Amanda Whiting of Vulture gave the episode a 4 star rating out of 5 and wrote, "This week on The White Lotus, sex is the topic of conversation and, occasionally, even on the itinerary. It is variously divisive, clandestine, lusty, affirming, embarrassing, and solitary, but it's never very sexy."

Alex Noble of TheWrap wrote, "No clear murderer or murderee has presented itself just yet on HBO's The White Lotus. Thankfully, the stellar performances and writer-director Mike White's gift for dialogue have made for an entertaining stay regardless." Breeze Riley of Telltale TV gave the episode a 3.5 star rating out of 5 and wrote, "Will the rest of the guests get the same moment of catharsis?
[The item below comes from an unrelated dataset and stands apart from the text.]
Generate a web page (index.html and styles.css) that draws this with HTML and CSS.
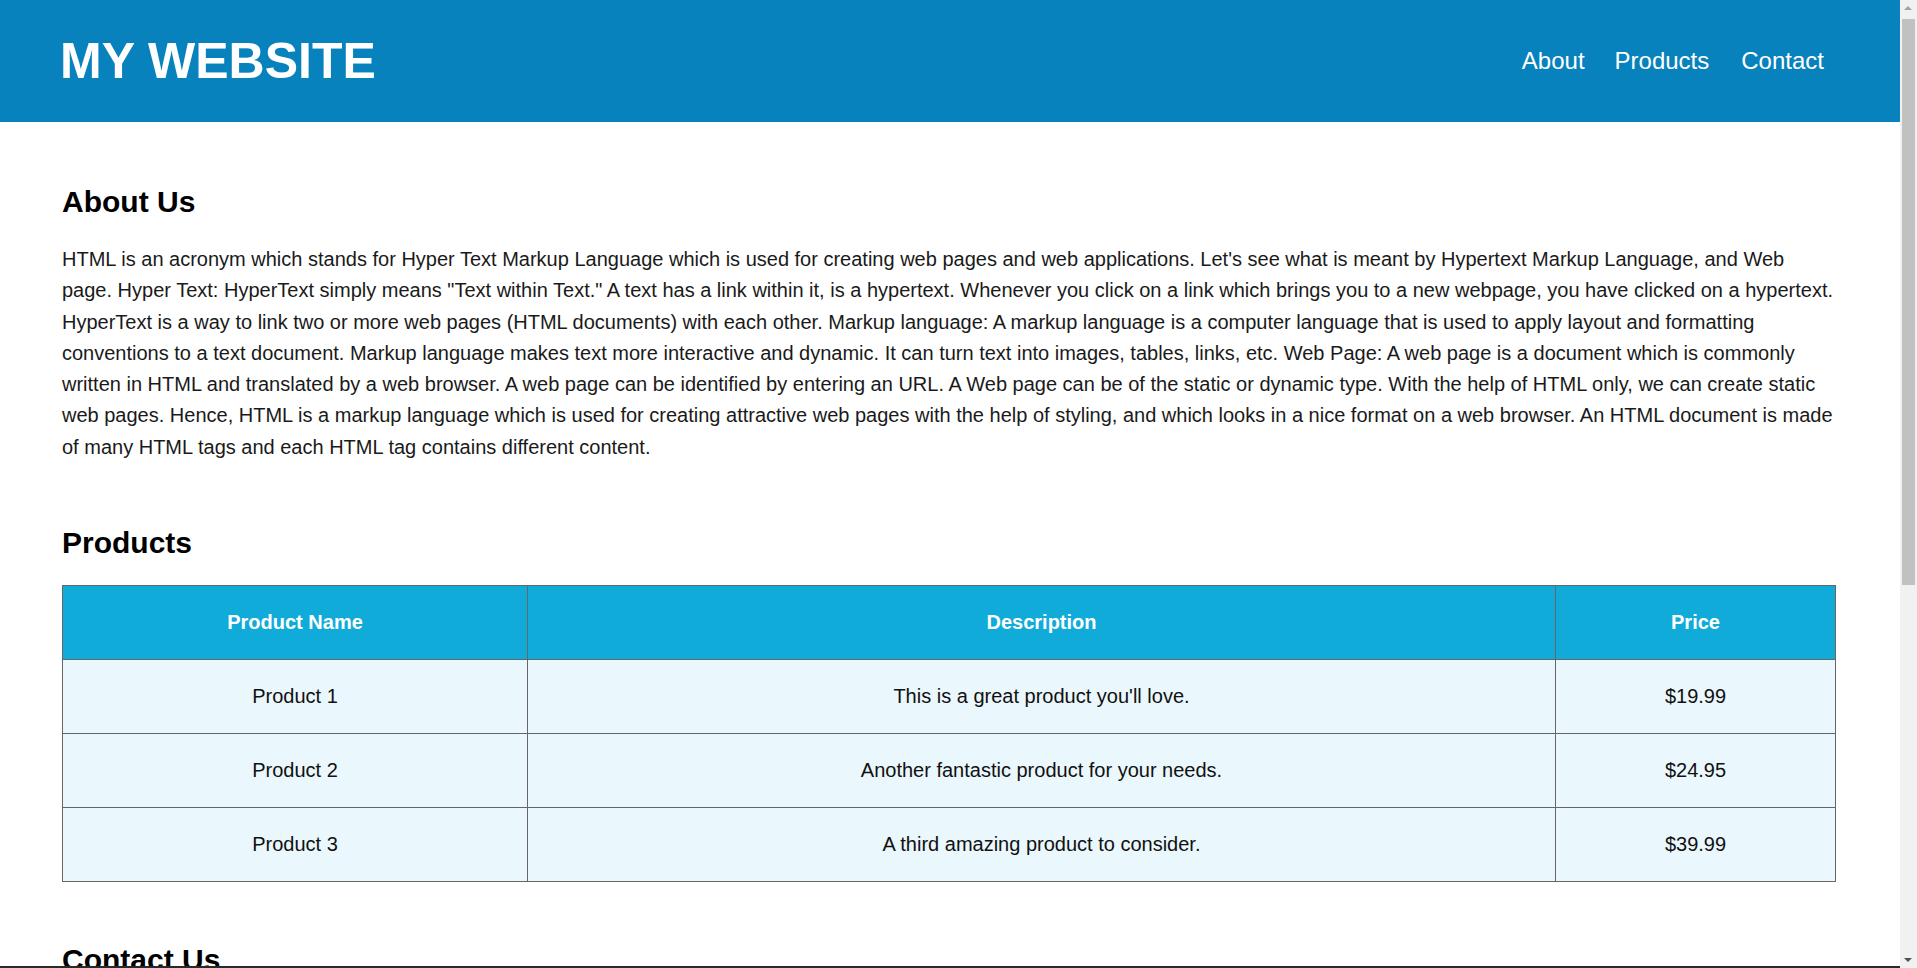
FILE: index.html
```html
<!DOCTYPE html>
<html lang="en">
<head>
<meta charset="utf-8">
<title>My Website</title>
<link rel="stylesheet" href="styles.css">
</head>
<body>
<header class="site-header">
  <div class="logo">MY WEBSITE</div>
  <nav class="nav">
    <a class="nav-link nav-first" href="#about">About</a>
    <a class="nav-link" href="#products">Products</a>
    <a class="nav-link" href="#contact">Contact</a>
  </nav>
</header>
<main class="main">
  <section class="section" id="about">
    <h2 class="section-title">About Us</h2>
    <p class="about-text">HTML is an acronym which stands for Hyper Text Markup Language which is used for creating web pages and web applications. Let's see what is meant by Hypertext Markup Language, and Web page. Hyper Text: HyperText simply means "Text within Text." A text has a link within it, is a hypertext. Whenever you click on a link which brings you to a new webpage, you have clicked on a hypertext. HyperText is a way to link two or more web pages (HTML documents) with each other. Markup language: A markup language is a computer language that is used to apply layout and formatting conventions to a text document. Markup language makes text more interactive and dynamic. It can turn text into images, tables, links, etc. Web Page: A web page is a document which is commonly written in HTML and translated by a web browser. A web page can be identified by entering an URL. A Web page can be of the static or dynamic type. With the help of HTML only, we can create static web pages. Hence, HTML is a markup language which is used for creating attractive web pages with the help of styling, and which looks in a nice format on a web browser. An HTML document is made of many HTML tags and each HTML tag contains different content.</p>
  </section>
  <section class="section section-products" id="products">
    <h2 class="section-title">Products</h2>
    <table class="product-table">
      <colgroup>
        <col class="col-name">
        <col class="col-desc">
        <col class="col-price">
      </colgroup>
      <thead>
        <tr><th>Product Name</th><th>Description</th><th>Price</th></tr>
      </thead>
      <tbody>
        <tr><td>Product 1</td><td>This is a great product you'll love.</td><td>$19.99</td></tr>
        <tr><td>Product 2</td><td>Another fantastic product for your needs.</td><td>$24.95</td></tr>
        <tr><td>Product 3</td><td>A third amazing product to consider.</td><td>$39.99</td></tr>
      </tbody>
    </table>
  </section>
  <section class="section" id="contact">
    <h2 class="section-title">Contact Us</h2>
    <form class="contact-form">
      <label class="field-label" for="name">Name:</label>
      <input class="field" type="text" id="name">
      <label class="field-label" for="email">Email:</label>
      <input class="field" type="email" id="email">
      <label class="field-label" for="message">Message:</label>
      <textarea class="field field-area" id="message"></textarea>
      <button class="submit" type="button">Submit</button>
    </form>
  </section>
</main>
<footer class="site-footer">&copy; 2024 My Website. All rights reserved.</footer>
<div class="scrollbar" aria-hidden="true">
  <div class="scroll-arrow scroll-up"></div>
  <div class="scroll-track"><div class="scroll-thumb"></div></div>
  <div class="scroll-arrow scroll-down"></div>
</div>
<div class="bottom-edge" aria-hidden="true"></div>
</body>
</html>
```
FILE: styles.css
```css
html, body {
  margin: 0;
  padding: 0;
}
body {
  font-family: "Liberation Sans", Arial, Helvetica, sans-serif;
  color: #1a1a1a;
  background: #ffffff;
  margin-right: 17px;
}
.site-header {
  height: 122px;
  box-sizing: border-box;
  padding: 0 60px;
  background: #0782bd;
  display: flex;
  align-items: center;
  justify-content: space-between;
}
.logo {
  color: #ffffff;
  font-weight: bold;
  font-size: 50px;
  line-height: 56px;
}
.nav {
  display: flex;
}
.nav-link {
  color: #ffffff;
  text-decoration: none;
  font-size: 24px;
  line-height: 28px;
  margin: 0 16px;
}
.nav-first {
  margin-right: 14px;
}
.main {
  padding: 63px 64px 0 62px;
}
.section {
  margin-bottom: 63px;
}
.section-products {
  margin-bottom: 61px;
}
.section-title {
  margin: 0 0 25px 0;
  font-size: 30px;
  line-height: 34px;
  font-weight: bold;
  color: #000000;
}
.about-text {
  margin: 0;
  font-size: 20px;
  line-height: 31.25px;
}
.product-table {
  width: 100%;
  margin-top: 2px;
  border-collapse: collapse;
  table-layout: fixed;
  border: 1px solid #666666;
  font-size: 20px;
  line-height: 23px;
}
.col-name { width: 465px; }
.col-price { width: 280px; }
.product-table th,
.product-table td {
  border: 1px solid #666666;
  padding: 25px 10px;
  text-align: center;
}
.product-table th {
  background: #11abd9;
  color: #ffffff;
  font-weight: bold;
}
.product-table td {
  background: #eaf7fc;
  color: #111111;
}
.contact-form {
  display: flex;
  flex-direction: column;
  gap: 10px;
  max-width: 700px;
}
.field-label {
  font-size: 20px;
}
.field {
  font-family: inherit;
  font-size: 18px;
  padding: 10px;
  border: 1px solid #999999;
  border-radius: 4px;
}
.field-area {
  height: 120px;
  resize: vertical;
}
.submit {
  align-self: flex-start;
  margin-top: 10px;
  font-family: inherit;
  font-size: 20px;
  padding: 12px 28px;
  color: #ffffff;
  background: #0782bd;
  border: none;
  border-radius: 4px;
}
.site-footer {
  background: #0782bd;
  color: #ffffff;
  text-align: center;
  font-size: 18px;
  padding: 30px 0;
}
/* simulated classic scrollbar overlay */
.scrollbar {
  position: fixed;
  top: 0;
  right: 0;
  bottom: 0;
  width: 17px;
  background: #f1f1f1;
  display: flex;
  flex-direction: column;
}
.scroll-arrow {
  height: 17px;
  flex: 0 0 17px;
  position: relative;
}
.scroll-up::after,
.scroll-down::after {
  content: "";
  position: absolute;
  left: 4px;
  border-left: 4px solid transparent;
  border-right: 4px solid transparent;
}
.scroll-up::after {
  top: 6px;
  border-bottom: 4px solid #a3a3a3;
}
.scroll-down::after {
  bottom: 6px;
  border-top: 4px solid #505050;
}
.scroll-track {
  flex: 1;
  padding: 2px 2px 0 2px;
}
.scroll-thumb {
  height: 566px;
  background: #c1c1c1;
}
.bottom-edge {
  position: fixed;
  left: 0;
  right: 17px;
  bottom: 0;
  height: 2px;
  background: #2a2a2a;
}
```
We've seen mini-breakthroughs for some of the guests, but a lot of unsaid feelings are still bubbling under the surface. I don't imagine every character will deliver their truth with as much flair as Tanya, but I still expect we'll see similar scenes as the season goes into its second half."

===Accolades===

Steve Zahn, Jennifer Coolidge, and Sydney Sweeney submitted the episode to support their Outstanding Supporting Actor in a Limited or Anthology Series or Movie and Outstanding Supporting Actress in a Limited or Anthology Series or Movie nominations at the 74th Primetime Emmy Awards. Zahn would lose the award to his co-star, Murray Bartlett, while Coolidge won the award.